CHICAGO - The Cubs have the best record in the majors, so it’s no surprise they’re proving to be the top team in their own city.
Jim Edmonds, once with the St. Louis Cardinals and booed as loudly at Wrigley Field as some of the White Sox are now, hit two homers in a nine-run fourth inning Saturday, lifting the Cubs to an 11-7 victory.
“Whenever you get done tying me to the Cardinals, it’ll be fine so I can start getting a little bit of Cubs’ history in my background,” Edmonds said. “It’s a great win.”
Everything Jose Contreras of the White Sox threw, the Cubs seemed to swing at and hit in their biggest inning of the season.

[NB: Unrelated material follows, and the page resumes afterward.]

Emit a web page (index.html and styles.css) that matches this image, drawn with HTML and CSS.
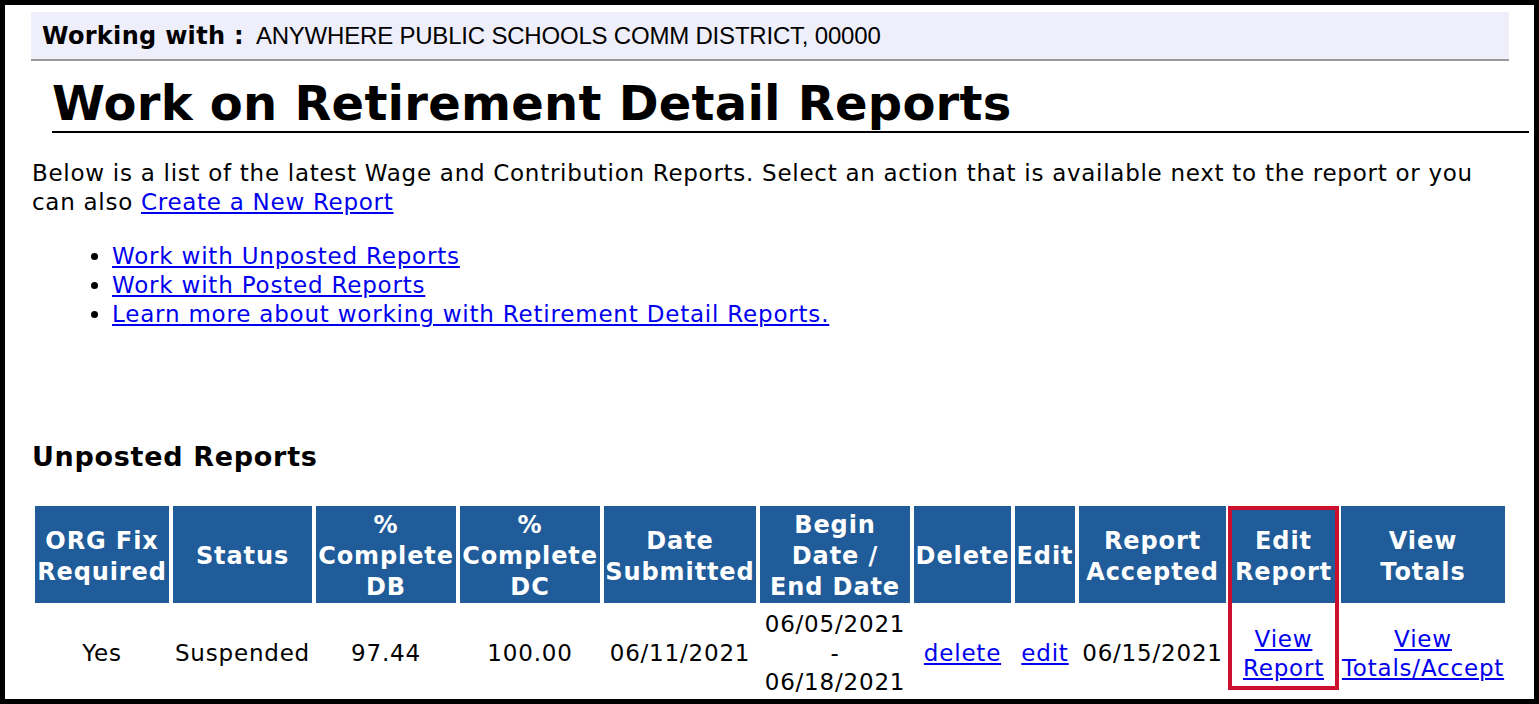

Edmonds and Mike Fontenot hit back-to-back homers to open the inning and Aramis Ramirez and Edmonds had consecutive shots to close it.
“It was a great inning, fun to be part of,” said Edmonds, who struggled earlier this season before being released by the Padres in May and then signed by the Cubs.
The Cubs, who also hit back-to-back homers Friday, finished with 15 hits Saturday. They’ve now won 13 straight at Wrigley Field, where they are 31-8 this season.
The White Sox led 4-1 after two-run homers from Jermaine Dye and DeWayne Wise, before the Cubs jumped all over Contreras to win for a second straight day in a matchup of first-place teams.
“They put up a string of hits and it was like in the blink of an eye. Before you know it, they’re up on us by a few runs,” said Dye, who has homered in three straight games and has six in his last six games.
Edmonds, who’d missed the two previous games with a sore foot, and Fontenot homered on consecutive pitches from Contreras to get the fourth inning rolling and cut the lead to one.
After Ryan Theriot walked and Cubs’ starter Jason Marquis singled, the Cubs followed with three RBI singles from Kosuke Fukudome, Eric Patterson and Derrek Lee for a 6-4 lead. It was the third hit of the game for Patterson, who was just recalled from the minors Saturday.
Ramirez — the hero of Friday’s 4-3 victory with the game-tying and game-winning homers — then dealt the White Sox a crushing blow, a three-run shot to left just over the wall to finish Contreras (6-6). Contreras’ line wasn’t pretty: 3 1-3 innings, 10 hits and nine earned runs.
“We took advantage of his mistakes. He left a lot of splitters up. And the guys made good swings,” Ramirez said.
“I’ve never had an inning like that in my career,” Contreras said through a translator.